● GIVEN MATERIAL:
--------

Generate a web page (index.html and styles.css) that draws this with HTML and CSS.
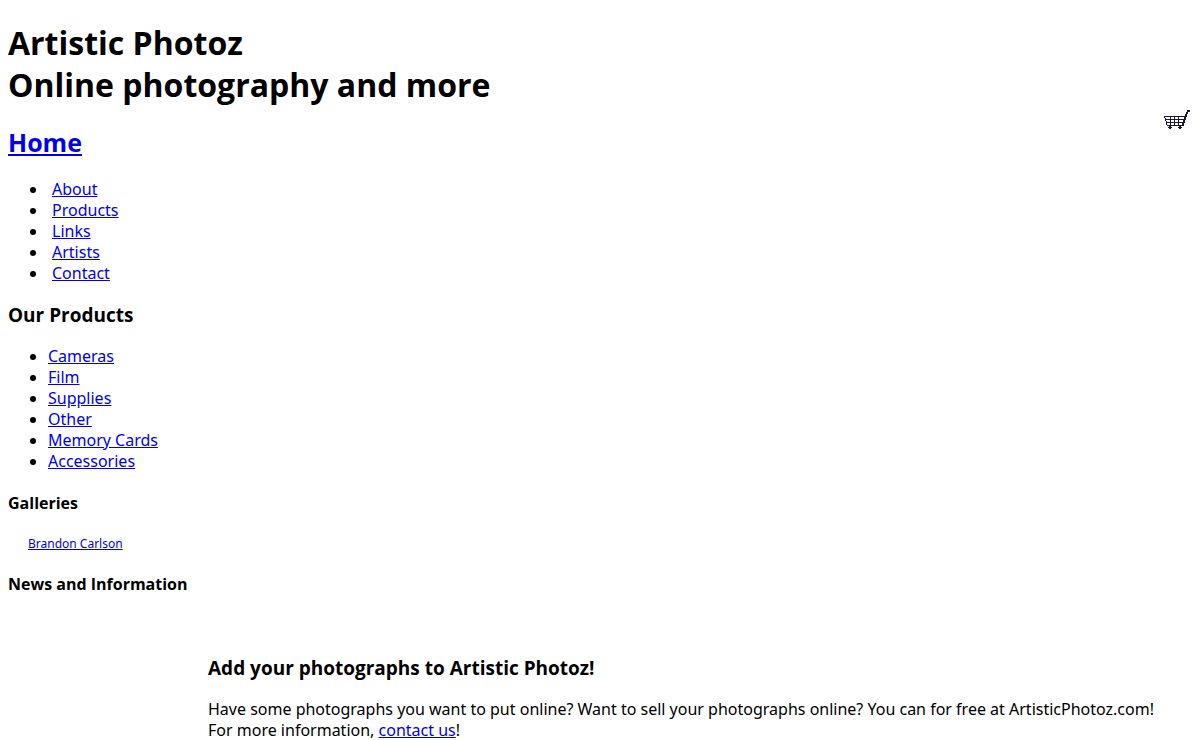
FILE: index.html
```
<!DOCTYPE html>
<html lang="en">
<head>
    <meta charset="UTF-8">
    <title>Artistic Photoz</title>
    <link rel="stylesheet" href="styles.css">
</head>
<body>

    <div class="header">
        <h1>Artistic Photoz<br>Online photography and more</h1>
    </div>

    <div class="top">
        <div class="nav">
            <h2><a href="#home">Home</a></h2>
            <ul>
                <li><a href="#about">About</a></li>
                <li><a href="#products">Products</a></li>
                <li><a href="#links">Links</a></li>
                <li><a href="#artists">Artists</a></li>
                <li><a href="#contact">Contact</a></li>
            </ul>
        </div>
        <a class="cart" href="#cart" aria-label="Shopping cart">
            <svg width="28" height="20" viewBox="0 0 28 20" fill="#1c1838" shape-rendering="crispEdges">
                <!-- handle -->
                <path d="M23 0h3v2h-3zM22 2h2v2h-2zM21 4h2v3h-2zM20 7h2v3h-2zM19 10h2v3h-2zM18 13h2v3h-2z"/>
                <!-- basket -->
                <path d="M0 6h22v1H0zM1 9h20v1H1zM2 12h18v1H2zM3 15h17v1H3z"/>
                <path d="M0 6h1v2H0zM1 8h1v3H1zM2 11h1v4H2zM6 6h1v10H6zM10 6h1v10h-1zM14 6h1v10h-1z"/>
                <!-- wheels -->
                <path d="M5 16h2v1H5zM4 17h4v1H4zM5 18h2v1H5zM15 16h2v1h-2zM14 17h4v1h-4zM15 18h2v1h-2z"/>
            </svg>
        </a>
    </div>

    <div class="products">
        <h3>Our Products</h3>
        <ul>
            <li><a href="#cameras">Cameras</a></li>
            <li><a href="#film">Film</a></li>
            <li><a href="#supplies">Supplies</a></li>
            <li><a href="#other">Other</a></li>
            <li><a href="#memory">Memory Cards</a></li>
            <li><a href="#accessories">Accessories</a></li>
        </ul>
        <h4>Galleries</h4>
        <p class="gallery"><a href="#carlson">Brandon Carlson</a></p>
        <h4>News and Information</h4>
    </div>

    <div class="content">
        <h3>Add your photographs to Artistic Photoz!</h3>
        <p>Have some photographs you want to put online? Want to sell your photographs online? You can for free at ArtisticPhotoz.com! For more information, <a href="#contact">contact us</a>!</p>
    </div>

</body>
</html>
```
FILE: styles.css
```
body {
    margin: 8px;
    font-family: "Noto Sans", sans-serif;
    font-size: 16px;
    line-height: 21px;
    color: #000;
    background-color: #fff;
}
h1, h2, h3, h4 {
    font-family: "Open Sans", sans-serif;
}
.header {
    padding-top: 14px;
}
h1 {
    margin: 0;
    font-size: 32px;
    line-height: 42px;
}
h2 {
    margin: 16px 0 21px;
    font-size: 25px;
    line-height: 32px;
}
h3 {
    margin: 19px 0;
    font-size: 19px;
    line-height: 24px;
}
h4 {
    margin: 21px 0;
}
ul {
    margin: 0;
    padding-left: 40px;
}
p {
    margin: 0;
}
a {
    color: #0000ee;
}
.top {
    display: flex;
    justify-content: space-between;
    align-items: flex-start;
    margin-top: 4px;
}
.cart svg {
    display: block;
}
.nav li {
    padding-left: 4px;
}
.gallery {
    margin: 22px 20px;
    font-size: 12px;
    line-height: 16px;
}
.content {
    margin: 61px 20px 0 200px;
}
```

--------

● WHAT YOU NEED TO DO: Each line containing the word "html" counts once; report the total alone.

● PROBLEM SOLUTION: 5